Parsing self closing tag produce bad html
Self closing tag is been removed.
Example :
cheerio.load(`<div class="n-content-video n-content-video--youtube">
<iframe src="https://www.youtube.com/?rel=0"/>
</div>`).html()
This produces :
'<html><head></head><body><div class="n-content-video n-content-video--youtube"> <iframe src="https://www.youtube.com/?rel=0"> </div></iframe></div></body></html>'
As you can see closing slash from iframe has disappeared producing bad html syntax
the way to resolve this is using xmlMode
cheerio.load(`<div class="n-content-video n-content-video--youtube">
<iframe src="https://www.youtube.com/?rel=0"/>
</div>`,{recognizeSelfClosing : true}).html()
But even if we use this configuration de DOM tree is not well represented
with recognizeSelfClosing option produces bad html syntax also.
'<html><head></head><body><div class="n-content-video n-content-video--youtube">
<iframe src="https://www.youtube.com/?rel=0">
</div></iframe></div></body></html>'
The original behaviour is in line with how browsers work: Try it in yours.
The problem comes from transforming from xml to html
cheerio.load(cheerio.load(`<div class="n-content-video n-content-video--youtube">
<iframe src="https://www.youtube.com?rel=0"></iframe>
</div><div><div class="n-recommended"></div></div>`).xml()).html()
it produces
'<html><head></head><body><div class="n-content-video n-content-video--youtube">
<iframe src="https://www.youtube.com?rel=0">
</div><div><div class="n-recommended"/></div></body></html></iframe></div></body></html>'
Shouldn't be the output text the same as the input ?

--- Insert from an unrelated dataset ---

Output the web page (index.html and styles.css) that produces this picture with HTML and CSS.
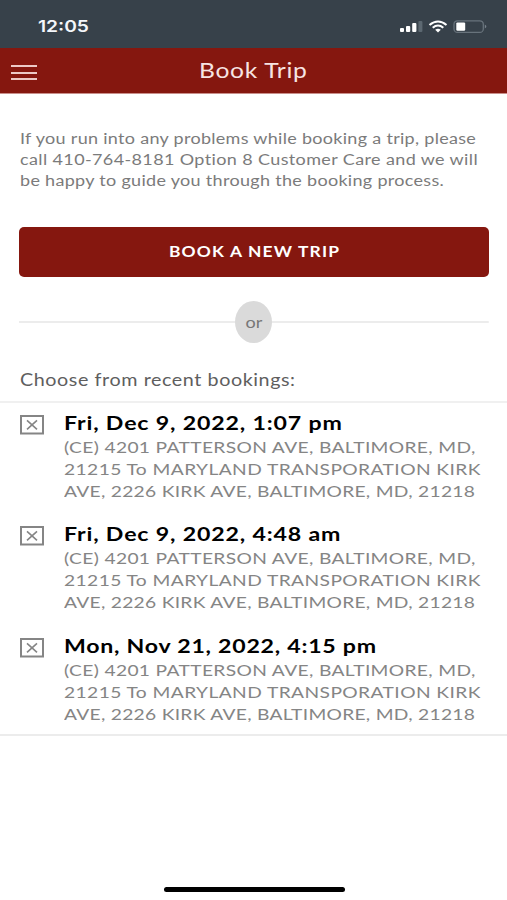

When I put code (from above) into Chrome browser I got:
<html><head></head><body><div class="n-content-video n-content-video--youtube">
<iframe src="https://www.youtube.com?rel=0"></iframe>
</div><div><div class="n-recommended"></div></div>
</body></html>
so browser actually closes iframe before it's parent element div
maybe you should decode content first, so you can avoid this "repairing" functionality.
// decode self closed tags as fragment
const decodedHTML = cheerio.load(selfclosedHTML, { xmlMode: true }, false).html({ xmlMode: false });
// and now use it as regular
console.info(cheerio.load(decodedHTML).html());
result:
<html><head></head><body><div class="n-content-video n-content-video--youtube">
<iframe src="https://www.youtube.com?rel=0"></iframe>
</div><div><div class="n-recommended"></div></div></body></html>